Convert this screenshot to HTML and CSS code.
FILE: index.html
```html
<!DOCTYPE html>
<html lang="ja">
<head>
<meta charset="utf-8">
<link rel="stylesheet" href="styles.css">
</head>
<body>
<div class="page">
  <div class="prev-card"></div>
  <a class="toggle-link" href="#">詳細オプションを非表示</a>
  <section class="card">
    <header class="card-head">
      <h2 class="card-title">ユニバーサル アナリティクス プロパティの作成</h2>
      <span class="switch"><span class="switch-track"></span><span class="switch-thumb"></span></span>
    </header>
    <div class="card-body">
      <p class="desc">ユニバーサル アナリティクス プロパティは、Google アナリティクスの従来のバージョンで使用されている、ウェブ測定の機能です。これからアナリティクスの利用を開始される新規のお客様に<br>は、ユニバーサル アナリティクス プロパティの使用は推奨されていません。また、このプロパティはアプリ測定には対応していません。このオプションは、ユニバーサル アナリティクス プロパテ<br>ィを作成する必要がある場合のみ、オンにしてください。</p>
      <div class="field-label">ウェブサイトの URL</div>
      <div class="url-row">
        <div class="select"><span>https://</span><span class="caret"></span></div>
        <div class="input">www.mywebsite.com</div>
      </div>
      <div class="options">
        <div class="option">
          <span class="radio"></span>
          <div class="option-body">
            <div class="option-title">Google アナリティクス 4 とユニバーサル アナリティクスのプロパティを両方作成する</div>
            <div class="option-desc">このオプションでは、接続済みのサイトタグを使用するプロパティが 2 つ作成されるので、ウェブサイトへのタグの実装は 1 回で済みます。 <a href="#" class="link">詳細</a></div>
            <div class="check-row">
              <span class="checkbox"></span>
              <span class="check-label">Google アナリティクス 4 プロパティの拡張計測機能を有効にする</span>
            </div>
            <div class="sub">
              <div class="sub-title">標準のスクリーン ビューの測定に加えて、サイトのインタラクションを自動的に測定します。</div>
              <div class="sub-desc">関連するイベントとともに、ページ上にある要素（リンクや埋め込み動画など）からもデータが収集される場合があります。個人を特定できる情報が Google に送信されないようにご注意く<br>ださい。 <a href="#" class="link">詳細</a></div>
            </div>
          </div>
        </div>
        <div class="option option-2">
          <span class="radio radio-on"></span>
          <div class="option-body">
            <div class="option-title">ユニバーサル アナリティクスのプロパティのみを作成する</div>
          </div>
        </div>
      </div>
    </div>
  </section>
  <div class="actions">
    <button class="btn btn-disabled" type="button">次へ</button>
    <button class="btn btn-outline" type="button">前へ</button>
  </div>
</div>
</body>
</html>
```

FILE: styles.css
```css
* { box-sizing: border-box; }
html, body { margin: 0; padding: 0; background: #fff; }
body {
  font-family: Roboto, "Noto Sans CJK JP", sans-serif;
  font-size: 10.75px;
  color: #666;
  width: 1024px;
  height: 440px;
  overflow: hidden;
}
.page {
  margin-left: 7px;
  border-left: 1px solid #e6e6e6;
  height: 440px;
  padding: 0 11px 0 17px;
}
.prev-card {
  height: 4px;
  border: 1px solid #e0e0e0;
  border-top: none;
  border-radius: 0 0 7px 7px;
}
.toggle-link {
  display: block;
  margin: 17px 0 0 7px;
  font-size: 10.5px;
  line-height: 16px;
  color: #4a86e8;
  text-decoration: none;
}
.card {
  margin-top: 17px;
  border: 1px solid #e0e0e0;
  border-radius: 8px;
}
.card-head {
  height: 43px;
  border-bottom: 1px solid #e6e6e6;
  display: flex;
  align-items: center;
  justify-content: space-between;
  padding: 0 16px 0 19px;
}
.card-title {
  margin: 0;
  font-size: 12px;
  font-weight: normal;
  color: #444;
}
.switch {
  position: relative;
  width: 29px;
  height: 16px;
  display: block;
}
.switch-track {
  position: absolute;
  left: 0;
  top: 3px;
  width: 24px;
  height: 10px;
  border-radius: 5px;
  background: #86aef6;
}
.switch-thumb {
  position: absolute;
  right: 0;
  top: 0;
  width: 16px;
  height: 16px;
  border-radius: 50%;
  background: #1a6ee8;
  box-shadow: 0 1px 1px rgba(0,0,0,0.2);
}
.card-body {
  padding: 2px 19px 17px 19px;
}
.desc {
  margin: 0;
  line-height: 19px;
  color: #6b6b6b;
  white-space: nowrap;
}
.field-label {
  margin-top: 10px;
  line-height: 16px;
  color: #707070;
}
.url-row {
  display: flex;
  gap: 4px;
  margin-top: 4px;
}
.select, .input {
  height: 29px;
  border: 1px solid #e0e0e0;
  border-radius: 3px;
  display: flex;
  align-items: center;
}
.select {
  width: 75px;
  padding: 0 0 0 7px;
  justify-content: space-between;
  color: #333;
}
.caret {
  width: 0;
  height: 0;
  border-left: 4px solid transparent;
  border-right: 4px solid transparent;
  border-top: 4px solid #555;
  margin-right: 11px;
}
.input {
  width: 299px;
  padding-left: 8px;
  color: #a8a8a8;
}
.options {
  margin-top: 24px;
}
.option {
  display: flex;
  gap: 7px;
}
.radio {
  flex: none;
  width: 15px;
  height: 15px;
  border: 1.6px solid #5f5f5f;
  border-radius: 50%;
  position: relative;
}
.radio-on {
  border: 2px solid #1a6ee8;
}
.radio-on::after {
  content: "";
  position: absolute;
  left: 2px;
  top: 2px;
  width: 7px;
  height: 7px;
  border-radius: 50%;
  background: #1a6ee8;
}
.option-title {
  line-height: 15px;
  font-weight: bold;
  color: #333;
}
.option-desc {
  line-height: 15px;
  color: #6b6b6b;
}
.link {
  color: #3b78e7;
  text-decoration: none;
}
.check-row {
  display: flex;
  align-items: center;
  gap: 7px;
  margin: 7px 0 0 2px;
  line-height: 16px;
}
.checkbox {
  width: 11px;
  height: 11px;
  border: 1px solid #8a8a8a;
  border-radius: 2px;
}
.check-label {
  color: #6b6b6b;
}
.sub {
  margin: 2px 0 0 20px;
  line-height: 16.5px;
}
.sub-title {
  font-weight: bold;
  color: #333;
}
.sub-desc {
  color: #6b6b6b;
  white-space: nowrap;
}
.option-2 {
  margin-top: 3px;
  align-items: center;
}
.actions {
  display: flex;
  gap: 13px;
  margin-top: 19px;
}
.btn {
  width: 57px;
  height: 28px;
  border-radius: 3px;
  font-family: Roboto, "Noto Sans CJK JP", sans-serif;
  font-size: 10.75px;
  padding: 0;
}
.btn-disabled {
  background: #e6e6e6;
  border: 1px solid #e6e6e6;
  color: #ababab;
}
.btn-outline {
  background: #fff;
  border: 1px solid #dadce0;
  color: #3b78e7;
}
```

**Set problem:**
Return all of the data exactly as it reads.

**Task response:**
Convert this screenshot to HTML and CSS code.
FILE: index.html
```html
<!DOCTYPE html>
<html lang="ja">
<head>
<meta charset="utf-8">
<link rel="stylesheet" href="styles.css">
</head>
<body>
<div class="page">
  <div class="prev-card"></div>
  <a class="toggle-link" href="#">詳細オプションを非表示</a>
  <section class="card">
    <header class="card-head">
      <h2 class="card-title">ユニバーサル アナリティクス プロパティの作成</h2>
      <span class="switch"><span class="switch-track"></span><span class="switch-thumb"></span></span>
    </header>
    <div class="card-body">
      <p class="desc">ユニバーサル アナリティクス プロパティは、Google アナリティクスの従来のバージョンで使用されている、ウェブ測定の機能です。これからアナリティクスの利用を開始される新規のお客様に<br>は、ユニバーサル アナリティクス プロパティの使用は推奨されていません。また、このプロパティはアプリ測定には対応していません。このオプションは、ユニバーサル アナリティクス プロパテ<br>ィを作成する必要がある場合のみ、オンにしてください。</p>
      <div class="field-label">ウェブサイトの URL</div>
      <div class="url-row">
        <div class="select"><span>https://</span><span class="caret"></span></div>
        <div class="input">www.mywebsite.com</div>
      </div>
      <div class="options">
        <div class="option">
          <span class="radio"></span>
          <div class="option-body">
            <div class="option-title">Google アナリティクス 4 とユニバーサル アナリティクスのプロパティを両方作成する</div>
            <div class="option-desc">このオプションでは、接続済みのサイトタグを使用するプロパティが 2 つ作成されるので、ウェブサイトへのタグの実装は 1 回で済みます。 <a href="#" class="link">詳細</a></div>
            <div class="check-row">
              <span class="checkbox"></span>
              <span class="check-label">Google アナリティクス 4 プロパティの拡張計測機能を有効にする</span>
            </div>
            <div class="sub">
              <div class="sub-title">標準のスクリーン ビューの測定に加えて、サイトのインタラクションを自動的に測定します。</div>
              <div class="sub-desc">関連するイベントとともに、ページ上にある要素（リンクや埋め込み動画など）からもデータが収集される場合があります。個人を特定できる情報が Google に送信されないようにご注意く<br>ださい。 <a href="#" class="link">詳細</a></div>
            </div>
          </div>
        </div>
        <div class="option option-2">
          <span class="radio radio-on"></span>
          <div class="option-body">
            <div class="option-title">ユニバーサル アナリティクスのプロパティのみを作成する</div>
          </div>
        </div>
      </div>
    </div>
  </section>
  <div class="actions">
    <button class="btn btn-disabled" type="button">次へ</button>
    <button class="btn btn-outline" type="button">前へ</button>
  </div>
</div>
</body>
</html>
```

FILE: styles.css
```css
* { box-sizing: border-box; }
html, body { margin: 0; padding: 0; background: #fff; }
body {
  font-family: Roboto, "Noto Sans CJK JP", sans-serif;
  font-size: 10.75px;
  color: #666;
  width: 1024px;
  height: 440px;
  overflow: hidden;
}
.page {
  margin-left: 7px;
  border-left: 1px solid #e6e6e6;
  height: 440px;
  padding: 0 11px 0 17px;
}
.prev-card {
  height: 4px;
  border: 1px solid #e0e0e0;
  border-top: none;
  border-radius: 0 0 7px 7px;
}
.toggle-link {
  display: block;
  margin: 17px 0 0 7px;
  font-size: 10.5px;
  line-height: 16px;
  color: #4a86e8;
  text-decoration: none;
}
.card {
  margin-top: 17px;
  border: 1px solid #e0e0e0;
  border-radius: 8px;
}
.card-head {
  height: 43px;
  border-bottom: 1px solid #e6e6e6;
  display: flex;
  align-items: center;
  justify-content: space-between;
  padding: 0 16px 0 19px;
}
.card-title {
  margin: 0;
  font-size: 12px;
  font-weight: normal;
  color: #444;
}
.switch {
  position: relative;
  width: 29px;
  height: 16px;
  display: block;
}
.switch-track {
  position: absolute;
  left: 0;
  top: 3px;
  width: 24px;
  height: 10px;
  border-radius: 5px;
  background: #86aef6;
}
.switch-thumb {
  position: absolute;
  right: 0;
  top: 0;
  width: 16px;
  height: 16px;
  border-radius: 50%;
  background: #1a6ee8;
  box-shadow: 0 1px 1px rgba(0,0,0,0.2);
}
.card-body {
  padding: 2px 19px 17px 19px;
}
.desc {
  margin: 0;
  line-height: 19px;
  color: #6b6b6b;
  white-space: nowrap;
}
.field-label {
  margin-top: 10px;
  line-height: 16px;
  color: #707070;
}
.url-row {
  display: flex;
  gap: 4px;
  margin-top: 4px;
}
.select, .input {
  height: 29px;
  border: 1px solid #e0e0e0;
  border-radius: 3px;
  display: flex;
  align-items: center;
}
.select {
  width: 75px;
  padding: 0 0 0 7px;
  justify-content: space-between;
  color: #333;
}
.caret {
  width: 0;
  height: 0;
  border-left: 4px solid transparent;
  border-right: 4px solid transparent;
  border-top: 4px solid #555;
  margin-right: 11px;
}
.input {
  width: 299px;
  padding-left: 8px;
  color: #a8a8a8;
}
.options {
  margin-top: 24px;
}
.option {
  display: flex;
  gap: 7px;
}
.radio {
  flex: none;
  width: 15px;
  height: 15px;
  border: 1.6px solid #5f5f5f;
  border-radius: 50%;
  position: relative;
}
.radio-on {
  border: 2px solid #1a6ee8;
}
.radio-on::after {
  content: "";
  position: absolute;
  left: 2px;
  top: 2px;
  width: 7px;
  height: 7px;
  border-radius: 50%;
  background: #1a6ee8;
}
.option-title {
  line-height: 15px;
  font-weight: bold;
  color: #333;
}
.option-desc {
  line-height: 15px;
  color: #6b6b6b;
}
.link {
  color: #3b78e7;
  text-decoration: none;
}
.check-row {
  display: flex;
  align-items: center;
  gap: 7px;
  margin: 7px 0 0 2px;
  line-height: 16px;
}
.checkbox {
  width: 11px;
  height: 11px;
  border: 1px solid #8a8a8a;
  border-radius: 2px;
}
.check-label {
  color: #6b6b6b;
}
.sub {
  margin: 2px 0 0 20px;
  line-height: 16.5px;
}
.sub-title {
  font-weight: bold;
  color: #333;
}
.sub-desc {
  color: #6b6b6b;
  white-space: nowrap;
}
.option-2 {
  margin-top: 3px;
  align-items: center;
}
.actions {
  display: flex;
  gap: 13px;
  margin-top: 19px;
}
.btn {
  width: 57px;
  height: 28px;
  border-radius: 3px;
  font-family: Roboto, "Noto Sans CJK JP", sans-serif;
  font-size: 10.75px;
  padding: 0;
}
.btn-disabled {
  background: #e6e6e6;
  border: 1px solid #e6e6e6;
  color: #ababab;
}
.btn-outline {
  background: #fff;
  border: 1px solid #dadce0;
  color: #3b78e7;
}
```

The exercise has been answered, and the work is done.